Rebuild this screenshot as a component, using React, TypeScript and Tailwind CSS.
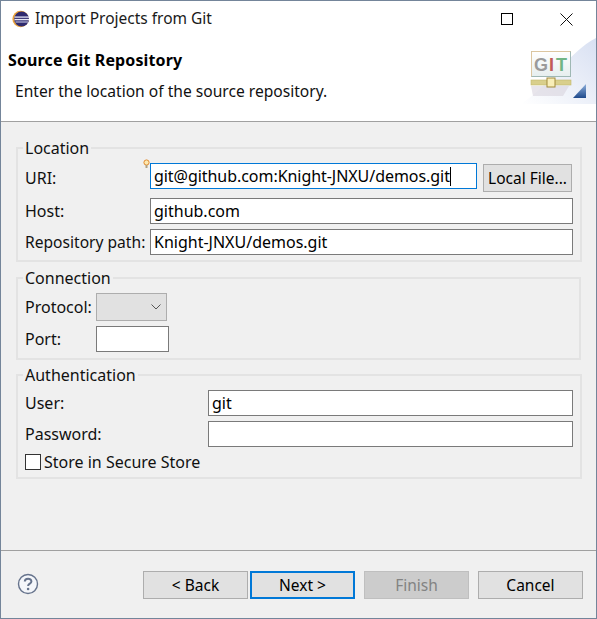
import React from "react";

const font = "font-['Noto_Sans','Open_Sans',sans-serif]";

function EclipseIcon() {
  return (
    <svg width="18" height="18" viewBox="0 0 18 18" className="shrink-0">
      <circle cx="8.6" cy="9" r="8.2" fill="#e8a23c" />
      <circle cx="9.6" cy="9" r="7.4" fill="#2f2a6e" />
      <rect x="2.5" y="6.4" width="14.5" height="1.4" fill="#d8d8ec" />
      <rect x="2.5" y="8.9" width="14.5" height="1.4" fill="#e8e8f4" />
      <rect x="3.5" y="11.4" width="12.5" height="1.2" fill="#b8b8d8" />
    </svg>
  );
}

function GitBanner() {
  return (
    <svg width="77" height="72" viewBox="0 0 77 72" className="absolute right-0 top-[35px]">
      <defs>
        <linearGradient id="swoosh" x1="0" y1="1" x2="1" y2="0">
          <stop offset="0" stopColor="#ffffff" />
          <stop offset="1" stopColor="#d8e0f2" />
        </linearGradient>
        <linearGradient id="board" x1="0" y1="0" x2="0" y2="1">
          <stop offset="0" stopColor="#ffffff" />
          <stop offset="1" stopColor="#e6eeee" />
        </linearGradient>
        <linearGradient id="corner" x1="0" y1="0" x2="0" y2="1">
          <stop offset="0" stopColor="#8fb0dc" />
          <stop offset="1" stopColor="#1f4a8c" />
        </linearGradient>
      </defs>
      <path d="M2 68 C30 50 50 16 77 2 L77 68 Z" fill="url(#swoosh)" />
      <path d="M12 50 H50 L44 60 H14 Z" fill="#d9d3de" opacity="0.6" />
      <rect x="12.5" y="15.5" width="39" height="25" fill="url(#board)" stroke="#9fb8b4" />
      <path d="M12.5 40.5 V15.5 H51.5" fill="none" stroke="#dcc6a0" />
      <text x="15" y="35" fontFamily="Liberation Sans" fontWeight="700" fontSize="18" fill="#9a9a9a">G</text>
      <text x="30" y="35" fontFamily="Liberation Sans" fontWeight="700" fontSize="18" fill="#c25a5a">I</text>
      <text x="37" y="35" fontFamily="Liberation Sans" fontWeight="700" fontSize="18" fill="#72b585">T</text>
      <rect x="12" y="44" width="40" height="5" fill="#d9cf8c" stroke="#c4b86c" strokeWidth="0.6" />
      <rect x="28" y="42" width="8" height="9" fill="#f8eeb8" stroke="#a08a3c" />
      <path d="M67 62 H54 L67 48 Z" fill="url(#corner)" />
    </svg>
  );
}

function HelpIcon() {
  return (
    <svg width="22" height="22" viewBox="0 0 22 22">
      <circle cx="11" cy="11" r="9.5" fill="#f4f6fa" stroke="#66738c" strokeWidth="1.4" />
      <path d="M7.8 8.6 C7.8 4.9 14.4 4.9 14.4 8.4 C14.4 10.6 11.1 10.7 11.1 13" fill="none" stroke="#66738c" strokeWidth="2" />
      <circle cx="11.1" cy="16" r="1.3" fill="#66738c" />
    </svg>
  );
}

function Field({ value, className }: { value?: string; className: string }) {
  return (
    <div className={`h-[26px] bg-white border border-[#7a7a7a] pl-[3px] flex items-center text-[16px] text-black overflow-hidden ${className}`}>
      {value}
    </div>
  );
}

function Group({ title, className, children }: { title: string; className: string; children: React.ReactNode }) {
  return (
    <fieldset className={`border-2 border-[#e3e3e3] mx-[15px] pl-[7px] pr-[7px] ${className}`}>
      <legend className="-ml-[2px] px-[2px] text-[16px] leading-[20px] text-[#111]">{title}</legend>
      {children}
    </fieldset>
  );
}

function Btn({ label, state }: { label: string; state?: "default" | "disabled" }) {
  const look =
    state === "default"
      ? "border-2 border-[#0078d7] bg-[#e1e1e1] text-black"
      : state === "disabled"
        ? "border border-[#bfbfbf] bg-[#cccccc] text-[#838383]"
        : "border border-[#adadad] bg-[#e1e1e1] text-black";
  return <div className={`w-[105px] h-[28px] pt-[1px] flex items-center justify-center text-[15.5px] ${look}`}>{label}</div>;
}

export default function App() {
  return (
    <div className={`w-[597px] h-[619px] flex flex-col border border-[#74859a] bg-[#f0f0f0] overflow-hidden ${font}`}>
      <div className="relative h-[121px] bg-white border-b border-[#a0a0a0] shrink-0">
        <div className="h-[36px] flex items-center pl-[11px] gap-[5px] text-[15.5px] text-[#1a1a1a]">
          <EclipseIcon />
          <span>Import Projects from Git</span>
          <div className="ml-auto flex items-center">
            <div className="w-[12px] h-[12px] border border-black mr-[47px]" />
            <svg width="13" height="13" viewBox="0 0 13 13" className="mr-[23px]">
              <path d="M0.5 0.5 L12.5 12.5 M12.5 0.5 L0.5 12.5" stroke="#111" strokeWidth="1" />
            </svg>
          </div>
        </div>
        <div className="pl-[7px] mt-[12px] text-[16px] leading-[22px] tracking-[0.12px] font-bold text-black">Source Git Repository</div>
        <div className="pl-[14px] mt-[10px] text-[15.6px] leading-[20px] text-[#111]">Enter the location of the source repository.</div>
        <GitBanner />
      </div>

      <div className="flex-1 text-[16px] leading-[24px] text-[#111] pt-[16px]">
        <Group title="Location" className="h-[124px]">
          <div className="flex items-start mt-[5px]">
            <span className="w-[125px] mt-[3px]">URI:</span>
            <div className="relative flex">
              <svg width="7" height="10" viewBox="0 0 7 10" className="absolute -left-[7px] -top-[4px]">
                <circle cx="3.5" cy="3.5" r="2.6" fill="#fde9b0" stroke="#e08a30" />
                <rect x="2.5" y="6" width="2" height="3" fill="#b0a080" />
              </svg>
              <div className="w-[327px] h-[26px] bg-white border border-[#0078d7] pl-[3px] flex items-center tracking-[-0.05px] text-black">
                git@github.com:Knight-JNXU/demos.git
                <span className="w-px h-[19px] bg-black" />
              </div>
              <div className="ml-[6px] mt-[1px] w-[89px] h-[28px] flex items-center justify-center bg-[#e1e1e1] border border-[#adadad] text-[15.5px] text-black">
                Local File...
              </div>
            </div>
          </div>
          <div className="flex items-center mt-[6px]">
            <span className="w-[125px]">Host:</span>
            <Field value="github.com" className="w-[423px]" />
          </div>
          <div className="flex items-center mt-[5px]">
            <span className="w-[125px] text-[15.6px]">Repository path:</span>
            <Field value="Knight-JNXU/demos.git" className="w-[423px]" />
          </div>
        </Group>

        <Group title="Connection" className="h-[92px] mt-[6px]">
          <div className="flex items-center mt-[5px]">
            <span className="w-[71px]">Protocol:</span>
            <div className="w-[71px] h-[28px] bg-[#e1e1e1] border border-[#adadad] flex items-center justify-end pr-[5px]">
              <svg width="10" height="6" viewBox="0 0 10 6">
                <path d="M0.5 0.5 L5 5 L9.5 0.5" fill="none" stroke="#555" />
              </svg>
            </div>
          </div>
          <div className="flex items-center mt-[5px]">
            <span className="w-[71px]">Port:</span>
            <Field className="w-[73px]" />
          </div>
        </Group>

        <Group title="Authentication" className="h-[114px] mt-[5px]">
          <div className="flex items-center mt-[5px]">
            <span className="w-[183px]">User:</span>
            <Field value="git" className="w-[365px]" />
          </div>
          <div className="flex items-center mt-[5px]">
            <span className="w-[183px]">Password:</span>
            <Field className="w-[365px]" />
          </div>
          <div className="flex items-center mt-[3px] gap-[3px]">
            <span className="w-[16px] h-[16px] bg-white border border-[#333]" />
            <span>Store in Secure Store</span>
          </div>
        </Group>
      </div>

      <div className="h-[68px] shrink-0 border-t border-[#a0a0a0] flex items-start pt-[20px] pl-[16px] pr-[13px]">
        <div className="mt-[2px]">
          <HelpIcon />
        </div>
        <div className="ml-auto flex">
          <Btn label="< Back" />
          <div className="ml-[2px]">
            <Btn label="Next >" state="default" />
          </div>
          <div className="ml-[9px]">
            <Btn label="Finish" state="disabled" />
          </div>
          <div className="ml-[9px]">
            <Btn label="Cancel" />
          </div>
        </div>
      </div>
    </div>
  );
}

#### WORK TO BE COMPLETED:
Return each line of the data that contains the string "React".

#### EXPECTED ANSWER:
Rebuild this screenshot as a component, using React, TypeScript and Tailwind CSS.
import React from "react";
function Group({ title, className, children }: { title: string; className: string; children: React.ReactNode }) {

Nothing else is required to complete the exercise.